Квентин действительно
Но желание остановить время у Квентина носит отнюдь не абстрактный, метафизический характер, за этим стоит множество сложных комплексов, рожденных вполне реальной действительностью, в которой вырос и сформировался Квентин. И в течение последнего дня его жизни, как бы Квентин ни старался убежать от воспоминаний, от своих проклятых вопросов, его болезненно обостренное сознание помимо его воли через сложные, порой только для него существенные ассоциации и символы возвращается к тем обстоятельствам предшествующей жизни, которые привели его к решению покончить жизнь самоубийством. И для читателя из разорванных клочков воспоминаний и намеков постепенно начинает складываться сложная и впечатляющая картина душевной трагедии Квентина.
Эта трагедия отнюдь не однозначна. В ней сплелось множество обстоятельств, смешалось настоящее и прошлое.
Прошлое Квентина — это в какой-то мере прошлое семейства Компсонов. В романе "Шум и ярость" Фолкнер в отличие от «Сарториса» не стал воспроизводить пышных, красивых легенд о предках Компсонов. Но ощущение этих легенд живет в романе и особенно в части Квентина.
Некоторые американские критики утверждали, что главная тональность романа "Шум и ярость" заключена в теме утраты, потери, и считали, что Фолкнер относит это к утрате духовных ценностей довоенного аристократического Юга. Вряд ли это справедливо. Речь идет не об утрате неких нравственных ценностей прошлого, а о трагическом несоответствии между романтическими представлениями Квентина об этом прошлом и реальной действительностью. Можно не сомневаться, что мистер Компсон постарался внушить маленькому Квентину идеализированное отношение к прошлому. В сознании ребенка эти легенды создали особое видение мира, чей кодекс поведения он должен поддерживать, чьи доблести он должен продолжать.

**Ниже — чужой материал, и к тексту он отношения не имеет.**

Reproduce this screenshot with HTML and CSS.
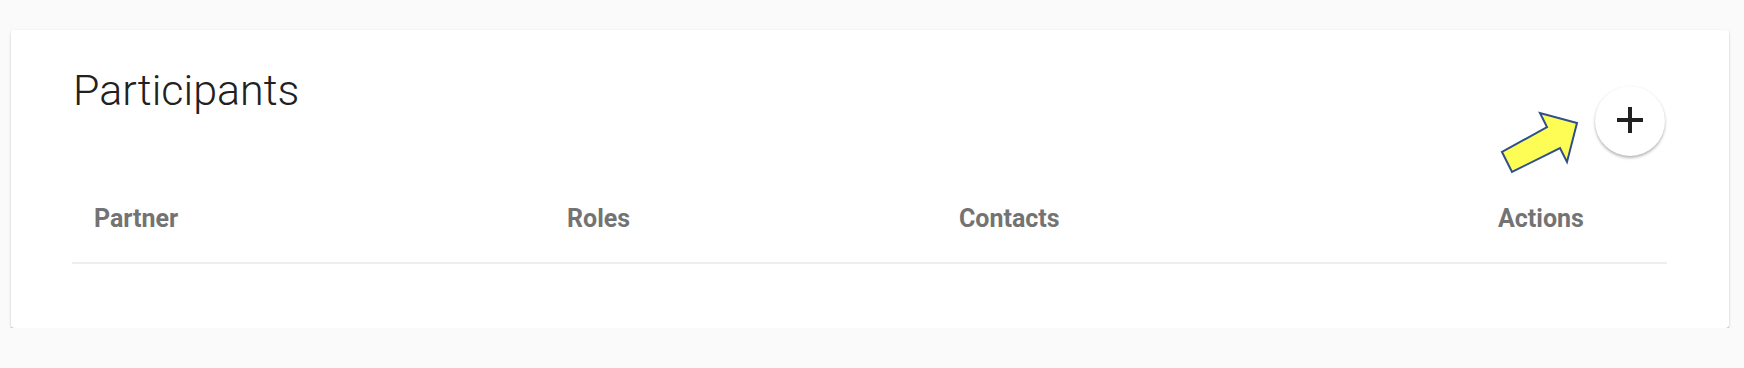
FILE: index.html
```html
<!DOCTYPE html>
<html lang="en">
<head>
<meta charset="utf-8">
<title>Participants</title>
<link rel="stylesheet" href="styles.css">
</head>
<body>
<section class="card">
  <header class="card-header">
    <h1 class="title">Participants</h1>
    <button class="fab" type="button" aria-label="Add participant">
      <svg class="plus" viewBox="0 0 26 26" width="26" height="26" aria-hidden="true">
        <path d="M13 0V26M0 13H26" stroke="#212121" stroke-width="4" fill="none"/>
      </svg>
    </button>
  </header>
  <div class="table">
    <div class="thead">
      <div class="th">Partner</div>
      <div class="th">Roles</div>
      <div class="th">Contacts</div>
      <div class="th">Actions</div>
    </div>
  </div>
  <svg class="arrow" viewBox="0 0 100 80" width="100" height="80" aria-hidden="true">
    <polygon points="11,47 21,67 69,43 76,57 86,18 49,8 56,22" fill="#fdfd55" stroke="#2f4f8c" stroke-width="2" stroke-linejoin="miter"/>
  </svg>
</section>
</body>
</html>
```

FILE: styles.css
```css
html, body {
  margin: 0;
  padding: 0;
  background: #fafafa;
}

body {
  font-family: Roboto, "Noto Sans", "Liberation Sans", sans-serif;
  padding: 30px 15px 0 11px;
}

.card {
  position: relative;
  background: #ffffff;
  border-radius: 3px;
  box-shadow: 0 2px 2px -1px rgba(0, 0, 0, 0.55), 0 1px 3px rgba(0, 0, 0, 0.12), 0 1px 1px rgba(0, 0, 0, 0.08);
  padding: 0 62px 0 61px;
  height: 298px;
  box-sizing: border-box;
}

.card-header {
  display: flex;
  justify-content: space-between;
  align-items: flex-start;
}

.title {
  margin: 36px 0 0 1px;
  font-size: 43px;
  line-height: 49px;
  font-weight: 300;
  color: #212121;
  letter-spacing: 0;
}

.fab {
  margin: 56px 2px 0 0;
  width: 70px;
  height: 70px;
  border-radius: 50%;
  border: none;
  background: #ffffff;
  padding: 0;
  display: flex;
  align-items: center;
  justify-content: center;
  box-shadow: 0 2px 3px rgba(0, 0, 0, 0.28), 0 0 2px rgba(0, 0, 0, 0.05);
}

.plus {
  display: block;
  margin-top: -2px;
}

.table {
  width: 100%;
}

.thead {
  display: grid;
  grid-template-columns: 473px 392px 539px 1fr;
  border-bottom: 2px solid #eeeeee;
}

.th {
  padding: 49px 0 29px 22px;
  font-size: 25px;
  line-height: 28px;
  font-weight: 700;
  color: #737373;
}

.arrow {
  position: absolute;
  left: 1480px;
  top: 75px;
}
```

Как и для многих других молодых героев Фолкнера, живущих в XX веке, для Квентина разрыв между легендами о прошлом и реальностью окружающего его мира оборачивается душевной ущербностью, ощущением экономического и нравственного вырождения. Таково наследство, полученное им от прошлого.

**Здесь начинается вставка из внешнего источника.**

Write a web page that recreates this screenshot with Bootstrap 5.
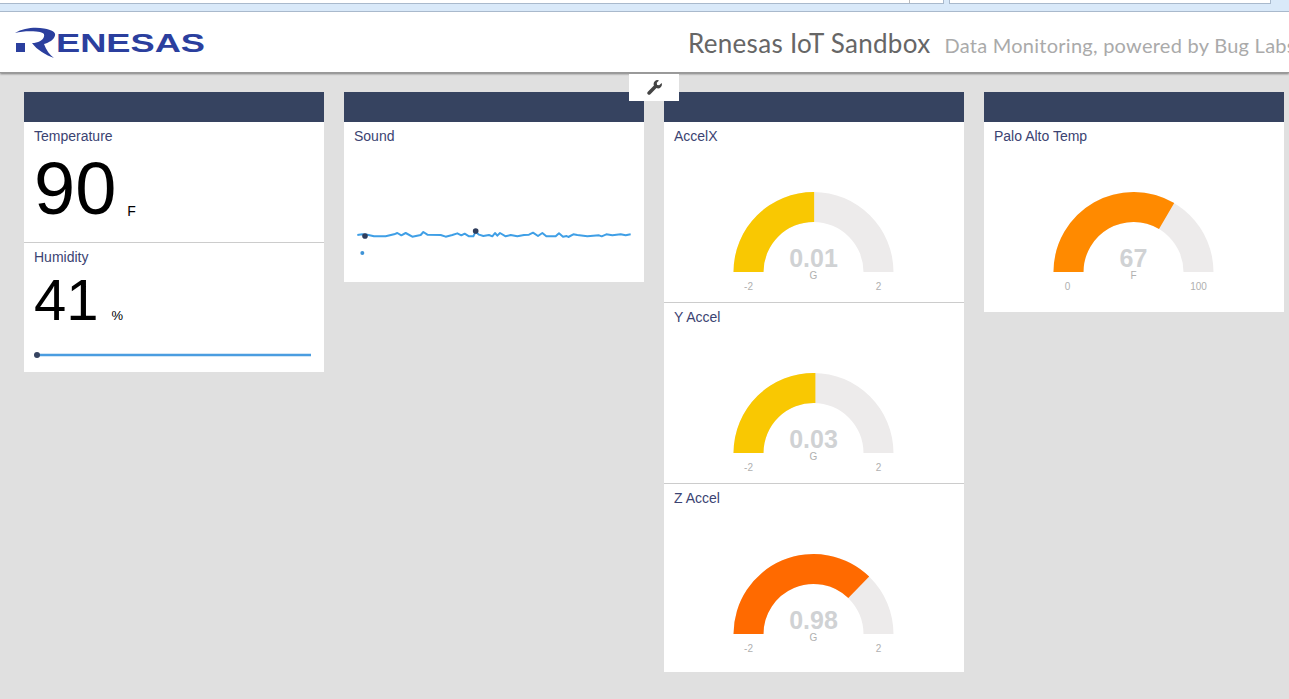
<!doctype html>
<html lang="en">
<head>
<meta charset="utf-8">
<title>Renesas IoT Sandbox</title>
<link rel="stylesheet" href="https://cdn.jsdelivr.net/npm/bootstrap@5.3.0/dist/css/bootstrap.min.css">
<style>
html,body{height:699px;overflow:hidden}
body{background:#e0e0e0;font-family:"Liberation Sans",Arial,sans-serif}
.chrome-strip{height:12px;background:#d9e9f9;border-bottom:1px solid #a9b9cc}
.chrome-box{height:4px;background:#fff;border:1px solid #a9b9cc;border-top:0}
.chrome-box-a{width:944px;border-left:0}
.chrome-box-a span{display:block;width:910px;height:3px;border-right:1px solid #bbb}
.chrome-box-b{width:322px;margin-left:5px}
.site-head{height:60px;background:#fff;box-shadow:0 1px 0 #999,0 2px 2px rgba(0,0,0,.45);position:relative;z-index:2;white-space:nowrap;overflow:hidden}
.logo-svg{width:220px;height:60px;flex:none}
.site-title{margin-left:468px;font-family:"Lato",sans-serif;font-size:26px;color:#666;letter-spacing:.3px;flex:none;padding-top:3px}
.site-sub{margin-left:14px;font-family:"Lato",sans-serif;font-size:20px;color:#aaa;letter-spacing:.26px;flex:none;padding-top:5px}
.board{padding:20px 0 0 24px;gap:20px;position:relative}
.tool-tab{position:absolute;left:629px;top:2px;width:50px;height:27px;background:#fff;z-index:3}
.tool-tab svg{width:15px;height:15px}
.tile{width:300px;flex:none}
.tile-head{height:30px;background:#364360}
.cell{background:#fff;overflow:hidden}
.cell+.cell{border-top:1px solid #ccc}
.cell-title{padding:6px 10px 0;font-size:14px;line-height:16px;color:#3b4372}
.h-temp{height:120px}.h-hum{height:130px}.h-sound{height:160px}.h-g{height:180px}.h-gb{height:181px}.h-z{height:189px}.h-palo{height:190px}
.big-num{padding-left:10px;line-height:1;color:#000}
.big-90{font-size:74px;margin-top:8px}
.big-41{font-size:58px;margin-top:6px}
.num-unit{color:#000}
.big-90 .num-unit{font-size:14px;margin-left:11px;vertical-align:-2px}
.big-41 .num-unit{font-size:13px;margin-left:13px}
.spark{display:block;width:300px}
.spark-hum{margin-top:16px}
.spark-sound{margin-top:67px}
.gauge{display:block;width:300px;height:104px;margin-top:46px}
.g-val{font:700 25px "Liberation Sans",sans-serif;fill:#d0d2d4;text-anchor:middle}
.g-small{font:10px "Liberation Sans",sans-serif;fill:#b0b0b0;text-anchor:middle}
</style>
</head>
<body>
<div class="chrome-strip d-flex align-items-start">
  <div class="chrome-box chrome-box-a"><span></span></div>
  <div class="chrome-box chrome-box-b"></div>
</div>
<header class="site-head d-flex align-items-center">
  <svg class="logo-svg" viewBox="0 12 220 60" role="img" aria-label="Renesas logo">
    <path fill="#2b3f9e" d="M15 33C24 27.5 36 27 44 28.5C52 30 56 32 55 35.5C54 40 49 42.5 44 44C46 50 50 55 54 58C46 55 37 50 32 43C38 43 43 40.5 44 36.5C45 33 42 32 36 31.5C28 31 21 31.5 15 33Z"/>
    <rect x="16" y="43" width="9" height="9" fill="#2b3f9e"/>
    <text x="56" y="52" font-family="Liberation Sans" font-weight="700" font-size="26" fill="#2b3f9e" textLength="149" lengthAdjust="spacingAndGlyphs">ENESAS</text>
  </svg>
  <span class="site-title">Renesas IoT Sandbox</span>
  <span class="site-sub">Data Monitoring, powered by Bug Labs</span>
</header>
<main class="board d-flex align-items-start">
  <div class="tool-tab d-flex align-items-center justify-content-center">
    <svg viewBox="0 0 16 16" aria-hidden="true"><path fill="#444" d="M15.6 3.2L13 5.6L10.8 5.2L10.4 3L12.8.4A4.2 4.2 0 0 0 7.4 5.9L.9 12.4A1.9 1.9 0 0 0 3.6 15.1L10.1 8.6A4.2 4.2 0 0 0 15.6 3.2Z"/></svg>
  </div>

  <section class="tile">
    <div class="tile-head"></div>
    <div class="cell h-temp">
      <div class="cell-title">Temperature</div>
      <div class="big-num big-90">90<span class="num-unit">F</span></div>
    </div>
    <div class="cell h-hum">
      <div class="cell-title">Humidity</div>
      <div class="big-num big-41">41<span class="num-unit">%</span></div>
      <svg class="spark spark-hum" height="20" viewBox="0 0 300 20" aria-hidden="true">
        <line x1="13" y1="10" x2="287" y2="10" stroke="#4a9de0" stroke-width="2.5"/>
        <circle cx="13" cy="10" r="3" fill="#364360"/>
      </svg>
    </div>
  </section>

  <section class="tile">
    <div class="tile-head"></div>
    <div class="cell h-sound">
      <div class="cell-title">Sound</div>
      <svg class="spark spark-sound" height="60" viewBox="0 0 900 180" aria-hidden="true">
        <polyline fill="none" stroke="#3f9fe6" stroke-width="6" stroke-linejoin="round" points="40,72 55,70 70,71 90,76 125,76 150,70 160,66 172,73 185,66 205,77 230,72 238,63 250,71 290,72 305,77 325,72 340,67 352,73 362,68 375,76 388,76 395,62 405,71 418,75 435,72 445,76 453,66 460,74 468,66 485,76 500,72 520,76 540,72 555,71 567,65 582,75 595,66 607,76 635,76 645,67 657,77 668,75 673,78 688,70 700,72 730,76 765,73 773,76 787,70 805,73 830,70 845,73 860,70"/>
        <circle cx="63" cy="75" r="8.5" fill="#2f3d5c"/>
        <circle cx="395" cy="60" r="8.5" fill="#2f3d5c"/>
        <circle cx="55" cy="126" r="6" fill="#3f93d6"/>
      </svg>
    </div>
  </section>

  <section class="tile">
    <div class="tile-head"></div>
    <div class="cell h-g">
      <div class="cell-title">AccelX</div>
      <svg class="gauge" viewBox="0.5 0 300 104" role="img">
        <path fill="#edebeb" d="M70 82A80 80 0 0 1 230 82H200A50 50 0 0 0 100 82Z"/>
        <path fill="#f9c802" d="M70 82A80 80 0 0 1 150.63 2V32A50 50 0 0 0 100 82Z"/>
        <text class="g-val" x="150" y="77">0.01</text>
        <text class="g-small" x="150" y="89">G</text>
        <text class="g-small" x="85" y="100">-2</text>
        <text class="g-small" x="215" y="100">2</text>
      </svg>
    </div>
    <div class="cell h-gb">
      <div class="cell-title">Y Accel</div>
      <svg class="gauge" viewBox="0.5 0 300 104" role="img">
        <path fill="#edebeb" d="M70 82A80 80 0 0 1 230 82H200A50 50 0 0 0 100 82Z"/>
        <path fill="#f9c802" d="M70 82A80 80 0 0 1 151.88 2.02V32.01A50 50 0 0 0 100 82Z"/>
        <text class="g-val" x="150" y="77">0.03</text>
        <text class="g-small" x="150" y="89">G</text>
        <text class="g-small" x="85" y="100">-2</text>
        <text class="g-small" x="215" y="100">2</text>
      </svg>
    </div>
    <div class="cell h-z">
      <div class="cell-title">Z Accel</div>
      <svg class="gauge" viewBox="0.5 0 300 104" role="img">
        <path fill="#edebeb" d="M70 82A80 80 0 0 1 230 82H200A50 50 0 0 0 100 82Z"/>
        <path fill="#ff6a00" d="M70 82A80 80 0 0 1 205.7 24.6L184.8 46.1A50 50 0 0 0 100 82Z"/>
        <text class="g-val" x="150" y="77">0.98</text>
        <text class="g-small" x="150" y="89">G</text>
        <text class="g-small" x="85" y="100">-2</text>
        <text class="g-small" x="215" y="100">2</text>
      </svg>
    </div>
  </section>

  <section class="tile">
    <div class="tile-head"></div>
    <div class="cell h-palo">
      <div class="cell-title">Palo Alto Temp</div>
      <svg class="gauge" viewBox="0.5 0 300 104" role="img">
        <path fill="#edebeb" d="M70 82A80 80 0 0 1 230 82H200A50 50 0 0 0 100 82Z"/>
        <path fill="#ff8a00" d="M70 82A80 80 0 0 1 190.7 13.1L175.5 39A50 50 0 0 0 100 82Z"/>
        <text class="g-val" x="150" y="77">67</text>
        <text class="g-small" x="150" y="89">F</text>
        <text class="g-small" x="84" y="100">0</text>
        <text class="g-small" x="215" y="100">100</text>
      </svg>
    </div>
  </section>
</main>
<script src="https://cdn.jsdelivr.net/npm/bootstrap@5.3.0/dist/js/bootstrap.bundle.min.js"></script>
</body>
</html>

Об этом аспекте романа Фолкнер говорил: "Дед, будучи бригадным генералом, дважды потерпел поражение во время Гражданской войны. Это главное поражение, которое Квентин унаследовал через своего отца или помимо отца. Это что-то, что случилось в период времени между первым Компсоном и Квентином… династия выродилась".
Некоторые американские критики, в частности Ирвинг Хоув, утверждали, что "Шум и ярость" — это социальный роман, рисующий упадок американского Юга. В этой трактовке есть значительная доля преувеличения. Сам Фолкнер не раз утверждал: "Я не пытаюсь писать социологическое исследование. Я просто пытаюсь писать о людях, что для меня очень, важно".
Эта формула требует расшифровки, так как в ней отразились и сильные и слабые стороны его творческой концепции. Так же как и Хемингуэй, Фолкнер исповедовал убеждение, что если писатель пишет правдиво — иными словами, если он подлинный реалист, — то социальные предпосылки выявляются сами собой.
Писатель, говорил Фолкнер, "пишет историю человека в условиях его среды, и я согласен, что каждое произведение искусства, каждая книга отражают свои социальные предпосылки". Однако он тут же добавлял: "Но я сомневаюсь, что это главное соображение писателя. Это отражение или эти предпосылки просто составляют историю, рассказанную в рамках данной среды. Если же писатель рассказывает историю только для того, чтобы показать проявление социальных предпосылок, тогда он прежде всего пропагандист, а не писатель. Писатель пишет о людях, о человеке в конфликте с самим собой, со своими современниками, со своей средой".